- Exercise brief -
In the material below, list every line carrying the string "React".
--- START OF Stored data ---
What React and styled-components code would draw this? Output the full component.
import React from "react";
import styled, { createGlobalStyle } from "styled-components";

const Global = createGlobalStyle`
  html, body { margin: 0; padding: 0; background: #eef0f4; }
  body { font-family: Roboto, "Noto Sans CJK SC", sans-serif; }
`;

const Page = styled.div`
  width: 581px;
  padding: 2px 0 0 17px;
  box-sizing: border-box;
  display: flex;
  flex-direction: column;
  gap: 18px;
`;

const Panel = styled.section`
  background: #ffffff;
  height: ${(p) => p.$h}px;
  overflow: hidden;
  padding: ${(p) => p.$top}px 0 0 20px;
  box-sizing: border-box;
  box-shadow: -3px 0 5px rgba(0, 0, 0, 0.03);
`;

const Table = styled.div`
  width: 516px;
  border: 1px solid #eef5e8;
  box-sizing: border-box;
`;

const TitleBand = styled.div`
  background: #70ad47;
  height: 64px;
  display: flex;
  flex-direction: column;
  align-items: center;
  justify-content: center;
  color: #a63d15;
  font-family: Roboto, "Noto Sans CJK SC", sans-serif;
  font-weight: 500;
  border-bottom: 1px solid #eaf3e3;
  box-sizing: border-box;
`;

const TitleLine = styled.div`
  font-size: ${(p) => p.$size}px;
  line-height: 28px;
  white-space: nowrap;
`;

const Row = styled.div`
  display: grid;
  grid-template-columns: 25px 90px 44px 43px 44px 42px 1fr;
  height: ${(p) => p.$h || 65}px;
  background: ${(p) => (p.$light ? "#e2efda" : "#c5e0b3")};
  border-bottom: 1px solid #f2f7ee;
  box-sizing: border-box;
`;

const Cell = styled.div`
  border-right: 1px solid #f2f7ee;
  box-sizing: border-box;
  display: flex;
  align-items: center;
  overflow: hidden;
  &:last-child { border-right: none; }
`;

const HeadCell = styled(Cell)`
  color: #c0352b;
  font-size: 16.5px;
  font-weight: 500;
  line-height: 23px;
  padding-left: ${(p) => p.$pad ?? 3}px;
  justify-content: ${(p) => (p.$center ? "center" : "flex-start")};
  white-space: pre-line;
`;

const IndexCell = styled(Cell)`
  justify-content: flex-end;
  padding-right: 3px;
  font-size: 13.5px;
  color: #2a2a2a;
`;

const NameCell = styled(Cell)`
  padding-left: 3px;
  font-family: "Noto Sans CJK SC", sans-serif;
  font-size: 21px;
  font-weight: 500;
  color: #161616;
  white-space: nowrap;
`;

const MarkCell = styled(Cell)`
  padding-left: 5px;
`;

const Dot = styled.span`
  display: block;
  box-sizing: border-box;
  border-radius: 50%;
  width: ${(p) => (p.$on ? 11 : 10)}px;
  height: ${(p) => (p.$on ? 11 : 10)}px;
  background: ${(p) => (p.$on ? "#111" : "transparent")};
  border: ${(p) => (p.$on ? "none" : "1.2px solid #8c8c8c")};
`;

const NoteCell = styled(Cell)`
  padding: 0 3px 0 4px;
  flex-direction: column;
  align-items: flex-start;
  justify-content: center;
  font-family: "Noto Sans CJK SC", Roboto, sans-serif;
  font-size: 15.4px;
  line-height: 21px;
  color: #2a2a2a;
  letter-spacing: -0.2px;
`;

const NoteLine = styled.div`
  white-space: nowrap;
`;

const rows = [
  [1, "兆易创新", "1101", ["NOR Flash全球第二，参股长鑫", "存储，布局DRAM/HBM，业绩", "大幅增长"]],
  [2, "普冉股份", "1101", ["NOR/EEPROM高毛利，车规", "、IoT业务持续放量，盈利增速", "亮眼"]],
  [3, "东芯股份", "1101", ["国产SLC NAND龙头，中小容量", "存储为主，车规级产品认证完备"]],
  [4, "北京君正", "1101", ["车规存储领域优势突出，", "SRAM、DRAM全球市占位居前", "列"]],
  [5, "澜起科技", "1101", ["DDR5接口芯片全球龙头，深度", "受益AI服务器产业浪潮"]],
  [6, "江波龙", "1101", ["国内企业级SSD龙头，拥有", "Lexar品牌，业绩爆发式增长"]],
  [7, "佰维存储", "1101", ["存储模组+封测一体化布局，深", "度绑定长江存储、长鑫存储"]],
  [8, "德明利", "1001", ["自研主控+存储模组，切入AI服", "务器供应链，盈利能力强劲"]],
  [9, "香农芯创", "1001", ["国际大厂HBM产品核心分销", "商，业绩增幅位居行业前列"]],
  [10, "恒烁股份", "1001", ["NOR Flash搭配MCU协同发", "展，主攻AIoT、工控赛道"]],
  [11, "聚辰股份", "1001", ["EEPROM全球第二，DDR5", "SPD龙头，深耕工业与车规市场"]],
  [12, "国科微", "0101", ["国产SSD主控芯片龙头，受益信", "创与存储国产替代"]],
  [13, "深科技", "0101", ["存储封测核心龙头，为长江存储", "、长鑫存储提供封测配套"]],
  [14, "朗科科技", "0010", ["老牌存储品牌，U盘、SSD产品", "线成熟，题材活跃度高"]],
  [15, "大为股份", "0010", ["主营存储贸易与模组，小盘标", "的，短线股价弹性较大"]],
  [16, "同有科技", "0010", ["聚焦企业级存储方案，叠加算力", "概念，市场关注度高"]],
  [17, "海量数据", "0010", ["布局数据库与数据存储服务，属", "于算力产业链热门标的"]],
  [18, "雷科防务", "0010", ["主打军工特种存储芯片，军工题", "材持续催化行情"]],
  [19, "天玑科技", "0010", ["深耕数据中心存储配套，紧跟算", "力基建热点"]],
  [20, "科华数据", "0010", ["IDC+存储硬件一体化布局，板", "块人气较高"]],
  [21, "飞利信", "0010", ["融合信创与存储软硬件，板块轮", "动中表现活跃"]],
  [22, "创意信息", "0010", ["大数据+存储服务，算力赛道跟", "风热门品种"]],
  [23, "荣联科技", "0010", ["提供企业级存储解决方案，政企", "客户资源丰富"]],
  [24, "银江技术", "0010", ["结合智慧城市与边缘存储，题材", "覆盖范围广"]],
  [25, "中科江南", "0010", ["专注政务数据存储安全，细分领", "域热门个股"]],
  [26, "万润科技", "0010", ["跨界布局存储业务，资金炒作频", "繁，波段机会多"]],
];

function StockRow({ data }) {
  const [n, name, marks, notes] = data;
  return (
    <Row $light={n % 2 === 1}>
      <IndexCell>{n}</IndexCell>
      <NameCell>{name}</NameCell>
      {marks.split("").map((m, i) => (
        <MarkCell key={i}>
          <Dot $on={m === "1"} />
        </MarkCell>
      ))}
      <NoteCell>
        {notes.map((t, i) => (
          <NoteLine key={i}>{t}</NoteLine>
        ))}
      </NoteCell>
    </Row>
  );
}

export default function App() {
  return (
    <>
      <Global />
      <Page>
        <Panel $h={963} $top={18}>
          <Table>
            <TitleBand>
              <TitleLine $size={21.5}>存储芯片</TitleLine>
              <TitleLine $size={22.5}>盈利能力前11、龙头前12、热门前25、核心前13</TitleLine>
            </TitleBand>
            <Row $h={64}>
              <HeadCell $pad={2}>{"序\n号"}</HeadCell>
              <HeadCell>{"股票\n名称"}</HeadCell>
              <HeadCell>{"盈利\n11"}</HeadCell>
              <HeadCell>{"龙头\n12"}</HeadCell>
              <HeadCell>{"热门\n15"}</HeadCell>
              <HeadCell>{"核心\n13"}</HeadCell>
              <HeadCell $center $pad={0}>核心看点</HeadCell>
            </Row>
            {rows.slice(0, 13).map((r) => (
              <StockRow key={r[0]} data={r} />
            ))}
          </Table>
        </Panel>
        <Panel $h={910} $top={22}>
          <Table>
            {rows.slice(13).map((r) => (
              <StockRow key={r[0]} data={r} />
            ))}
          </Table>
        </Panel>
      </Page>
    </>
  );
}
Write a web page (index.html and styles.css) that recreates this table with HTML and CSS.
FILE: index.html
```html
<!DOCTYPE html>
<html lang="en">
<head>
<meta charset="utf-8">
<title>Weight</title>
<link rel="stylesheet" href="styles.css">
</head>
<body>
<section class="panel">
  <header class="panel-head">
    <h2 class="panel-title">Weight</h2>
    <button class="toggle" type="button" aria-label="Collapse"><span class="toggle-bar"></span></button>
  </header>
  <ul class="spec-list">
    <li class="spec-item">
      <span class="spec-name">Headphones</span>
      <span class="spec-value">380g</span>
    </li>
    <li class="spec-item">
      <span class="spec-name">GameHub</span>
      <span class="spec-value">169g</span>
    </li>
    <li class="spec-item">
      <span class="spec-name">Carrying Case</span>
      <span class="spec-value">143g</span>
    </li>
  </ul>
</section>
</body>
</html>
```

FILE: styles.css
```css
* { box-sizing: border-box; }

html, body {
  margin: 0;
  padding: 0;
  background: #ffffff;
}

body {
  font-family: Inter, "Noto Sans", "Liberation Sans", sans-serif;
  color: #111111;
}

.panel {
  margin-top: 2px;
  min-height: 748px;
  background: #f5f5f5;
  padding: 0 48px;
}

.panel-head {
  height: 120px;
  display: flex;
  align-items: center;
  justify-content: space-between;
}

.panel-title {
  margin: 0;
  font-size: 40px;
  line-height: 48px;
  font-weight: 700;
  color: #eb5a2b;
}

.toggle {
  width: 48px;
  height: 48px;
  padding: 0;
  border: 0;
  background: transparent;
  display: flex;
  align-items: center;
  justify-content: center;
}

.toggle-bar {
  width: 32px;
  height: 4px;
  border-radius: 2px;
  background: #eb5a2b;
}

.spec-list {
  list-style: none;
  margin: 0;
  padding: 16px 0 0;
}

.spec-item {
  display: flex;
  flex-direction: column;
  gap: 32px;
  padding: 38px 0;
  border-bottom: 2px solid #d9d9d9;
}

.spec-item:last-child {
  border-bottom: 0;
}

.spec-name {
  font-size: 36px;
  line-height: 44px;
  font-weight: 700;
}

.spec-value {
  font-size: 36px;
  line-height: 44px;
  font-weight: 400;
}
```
--- END OF Stored data ---
- Answer to the task -
What React and styled-components code would draw this? Output the full component.
import React from "react";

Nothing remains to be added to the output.